3.1.PARTES DO CONTRATO
No conceito de know-how nota-se a existência de duas partes. Uma delas é a empresa dona dessa tecnologia; é a detentora desse direito de propriedade imaterial, que poderá fornecer a quem ela quiser. Nesse aspecto, pode ser chamada de proprietária. Como é ela quem fornece o know-how, também pode ser chamada de fornecedora, a parte ativa no contrato de transferência desse tipo de tecnologia.

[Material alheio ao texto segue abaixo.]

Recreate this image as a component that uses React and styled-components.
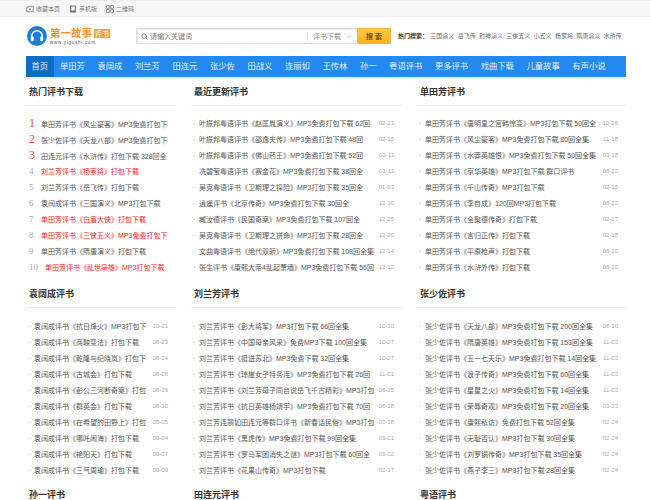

Contudo, o contrato de fornecimento de tecnologia se dá de duas formas: pela cessão e pela licença. A cessão do know-how é a sua venda; com ela, a empresa fornecedora retira-se de cena, transferindo definitivamente à empresa cessionária seus direitos de propriedade imaterial. A licença, porém, é um aluguel do know-how, um arrendamento. É uma autorização dada pelo concedente a uma outra empresa, para que esta utilize o know-how durante determinado tempo, mediante o pagamento de uma remuneração chamada royalty. Tratando-se de cessão, as partes podem ser chamadas de cedente e cessionário; sendo licença, chamar-se-ão licenciadora e licenciada. Como, entretanto, a transferência do know-how implica na concessão temporária ou definitiva para a utilização da tecnologia, e o contrato se denomina de fornecimento de tecnologia, preferimos adotar as expressões fornecedora e fornecida.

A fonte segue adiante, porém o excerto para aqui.